Several others said the rise in rates “was likely to exert relatively little restraint.” In addition, these participants thought that rising stock prices and easier bank lending standards would offset the impact of higher borrowing costs. Some of the officials welcomed the rise in rates “insofar as those developments were associated with an unwinding of unsustainable speculative positions.”
Median Estimate
The FOMC will probably reduce its monthly purchases at its meeting next month, according to 65 percent of 48 economists in an Aug. 9-13 Bloomberg survey. The median estimate called for a cut to $75 billion each month.
“They’ll probably start to taper in September,” said Josh Feinman, the New York-based global chief economist for Deutsche Asset & Wealth Management, which oversees $400 billion. “They know that that’s widely anticipated, and they haven’t done anything to deflect those expectations.”
The Fed staff continued to work on tools for the exit from record stimulus, briefing FOMC participants on the possibility of “a fixed-rate, full-allotment overnight reverse repurchase agreement facility as an additional tool for managing money market interest rates.”
‘Wide Range’
Such a tool would allow the FOMC to offer an overnight, risk-free instrument to a “wide range of market participants,” and possibly improve their ability to keep short-term rates at desired levels, the minutes said.
FOMC participants continued to expect economic growth to pick up in the second half of 2013 and “strengthen further.” The minutes said “a number” of participants were somewhat less confident than they were in June due to higher mortgage rates, higher oil prices, slow growth in U.S. export markets and the risk that fiscal restraint might not decrease.
The FOMC affirmed a pledge on July 31 to continue bond buying until seeing signs “the outlook for the labor market has improved substantially.” While employers in July expanded payrolls by 162,000 workers, the smallest gain in four months, the jobless rate fell to a more than four-year low.
Job Growth
Payroll growth over the past six months has averaged almost 200,000, compared with a 141,000 average in the six months before September, when the FOMC announced a third round of bond buying. Also, jobless claims fell to 320,000 in the week ended Aug. 10, the least since October 2007.

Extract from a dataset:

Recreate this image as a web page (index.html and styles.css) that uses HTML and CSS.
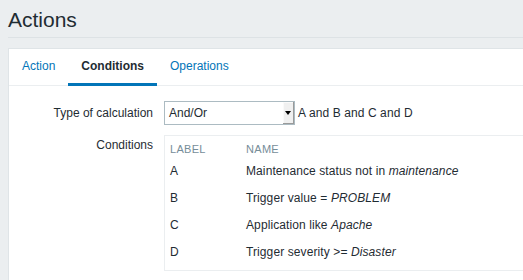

With inflation well below the FOMC’s 2 percent target, policy makers have leeway to press on with bond buying that has pumped up the Fed’s balance sheet to a record $3.65 trillion. Their preferred inflation gauge, the personal consumption expenditures index, increased 1.3 percent in the 12 months ended in June. Excluding food and energy, the index rose 1.2 percent.
FOMC participants predicted in June that gross domestic product will grow this year from 2.3 percent to 2.6 percent. During the second quarter, GDP rose at a 1.7 percent annualized rate, after a 1.1 percent gain in the first quarter, according to the Commerce Department.
Stronger U.S. growth and speculation the Fed will scale back bond purchases has helped erase about $1.37 trillion from the value of emerging-market equities in the past three months, data compiled by Bloomberg show.
Emerging-market stocks dropped for a fifth day. India’s S&P BSE Sensex and Indonesia’s Jakarta Composite Index both fell to 11-month lows this week, while Turkey’s lira fell to a record low versus the dollar.
Fed policy makers are “generally much more behind Bernanke” than in June, said Derek Holt, vice president of economics at Scotiabank in Toronto. “While the prior meeting had almost the hint of a rebellion, that seems to have been reined in this time around and they seem much more supportive of Bernanke’s public guidance about out how they will proceed.”